Vestager’s judgement is being appealed by Google, so the Raffs’ civil lawsuit, which depends on that verdict, may be several years from resolution. Just as importantly, Google’s competition case now moves into the stage of remedies, where the search giant is forced to implement solutions to its own anti-competitive behaviour. Its first attempt, introduced in late September 2017, had a familiar air: an auction for links, whereby ability to pay determines what rises to the top of a search. (A Google spokesperson said it “complies with the European Commission’s order”.)

But even if it does – and the Raffs insist it doesn’t – the proposal again raises the question: is payment a good way of deciding what rises to the top of search?

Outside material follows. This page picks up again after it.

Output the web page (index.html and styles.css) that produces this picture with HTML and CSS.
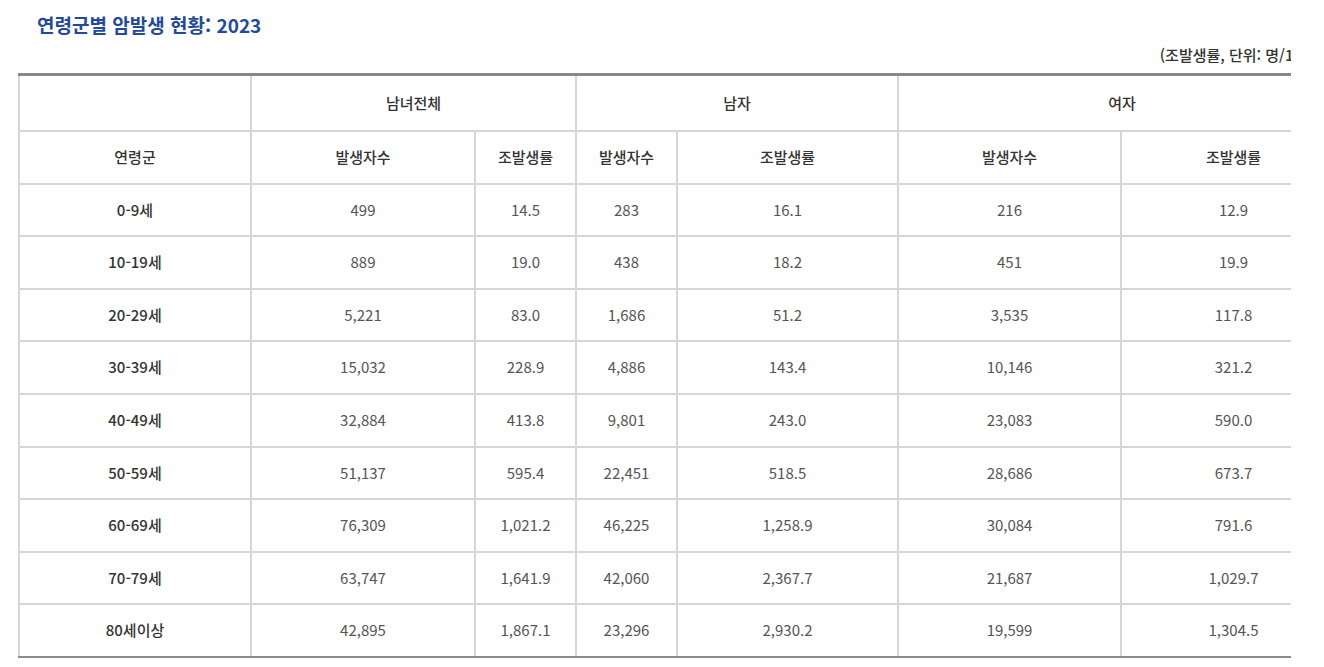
FILE: index.html
```html
<!DOCTYPE html>
<html lang="ko">
<head>
<meta charset="utf-8">
<title>연령군별 암발생 현황: 2023</title>
<link rel="stylesheet" href="styles.css">
</head>
<body>
<div class="frame">
  <div class="inner">
    <h2 class="title">연령군별 암발생 현황: 2023</h2>
    <p class="unit">(조발생률, 단위: 명/10만명)</p>
    <table class="stats">
      <colgroup>
        <col class="c-age"><col class="c-a"><col class="c-b"><col class="c-c"><col class="c-d"><col class="c-e"><col class="c-f">
      </colgroup>
      <thead>
        <tr class="top">
          <th></th>
          <th colspan="2">남녀전체</th>
          <th colspan="2">남자</th>
          <th colspan="2">여자</th>
        </tr>
        <tr>
          <th>연령군</th>
          <th>발생자수</th><th>조발생률</th>
          <th>발생자수</th><th>조발생률</th>
          <th>발생자수</th><th>조발생률</th>
        </tr>
      </thead>
      <tbody>
        <tr><th>0-9세</th><td>499</td><td>14.5</td><td>283</td><td>16.1</td><td>216</td><td>12.9</td></tr>
        <tr><th>10-19세</th><td>889</td><td>19.0</td><td>438</td><td>18.2</td><td>451</td><td>19.9</td></tr>
        <tr><th>20-29세</th><td>5,221</td><td>83.0</td><td>1,686</td><td>51.2</td><td>3,535</td><td>117.8</td></tr>
        <tr><th>30-39세</th><td>15,032</td><td>228.9</td><td>4,886</td><td>143.4</td><td>10,146</td><td>321.2</td></tr>
        <tr><th>40-49세</th><td>32,884</td><td>413.8</td><td>9,801</td><td>243.0</td><td>23,083</td><td>590.0</td></tr>
        <tr><th>50-59세</th><td>51,137</td><td>595.4</td><td>22,451</td><td>518.5</td><td>28,686</td><td>673.7</td></tr>
        <tr><th>60-69세</th><td>76,309</td><td>1,021.2</td><td>46,225</td><td>1,258.9</td><td>30,084</td><td>791.6</td></tr>
        <tr><th>70-79세</th><td>63,747</td><td>1,641.9</td><td>42,060</td><td>2,367.7</td><td>21,687</td><td>1,029.7</td></tr>
        <tr><th>80세이상</th><td>42,895</td><td>1,867.1</td><td>23,296</td><td>2,930.2</td><td>19,599</td><td>1,304.5</td></tr>
      </tbody>
    </table>
  </div>
</div>
</body>
</html>
```
FILE: styles.css
```css
html, body {
  margin: 0;
  padding: 0;
  background: #ffffff;
}
body {
  font-family: "Noto Sans CJK KR", "Noto Sans", sans-serif;
  color: #333333;
}
.frame {
  margin-left: 18px;
  width: 1273px;
  overflow: hidden;
}
.inner {
  width: 1327px;
}
.title {
  margin: 0;
  padding: 11px 0 0 19px;
  height: 27px;
  line-height: 27px;
  font-size: 19px;
  font-weight: 700;
  color: #234a9a;
}
.unit {
  margin: 0;
  padding: 6px 10px 0 0;
  height: 35px;
  line-height: 22px;
  text-align: right;
  font-size: 15px;
  font-weight: 500;
  color: #333333;
  box-sizing: border-box;
}
.stats {
  width: 1327px;
  table-layout: fixed;
  border-collapse: collapse;
  border-top: 3px solid #888888;
  border-bottom: 2px solid #8a8a8a;
}
.c-age { width: 232px; }
.c-a { width: 224px; }
.c-b { width: 101px; }
.c-c { width: 101px; }
.c-d { width: 221px; }
.c-e { width: 223px; }
.c-f { width: 225px; }
.stats th,
.stats td {
  border: 2px solid #d6d6d6;
  padding: 14px 6px;
  line-height: 22.6px;
  font-size: 15px;
  text-align: center;
  white-space: nowrap;
}
.stats thead tr.top th { border-top: 3px solid #888888; }
.stats tbody tr:last-child th,
.stats tbody tr:last-child td { border-bottom: 2px solid #8a8a8a; }
.stats .top th {
  padding-top: 15.7px;
  padding-bottom: 15.7px;
}
.stats th {
  font-weight: 500;
  color: #333333;
}
.stats td {
  font-weight: 400;
  color: #555555;
}
```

For the Raffs, this remains the burning issue, which the technicalities of auctions and algorithms all too often obscure. They see it simply: Google, or any other search engine, should present only impartial results that do not benefit it financially. It sounds idealistic, but why should it? “After all,” says Shivaun, “this is what people want, and what they believe Google still delivers.” This is the end the Raffs keep in sight: an internet in which search is neutral. And to get it they must keep stepping forward, again and again and again.

How do they keep going, after so long? “If we get the right outcome we will not feel embittered,” says Adam. “You know, one other thing we say to each other all the time is, ‘May you live in interesting times’.”

But that’s a curse, I say. “We don’t think it is,” says Shivaun. “It’s a good thing. If this goes well-”

“If this goes well,” Adam says, “we’ll have had a blast.”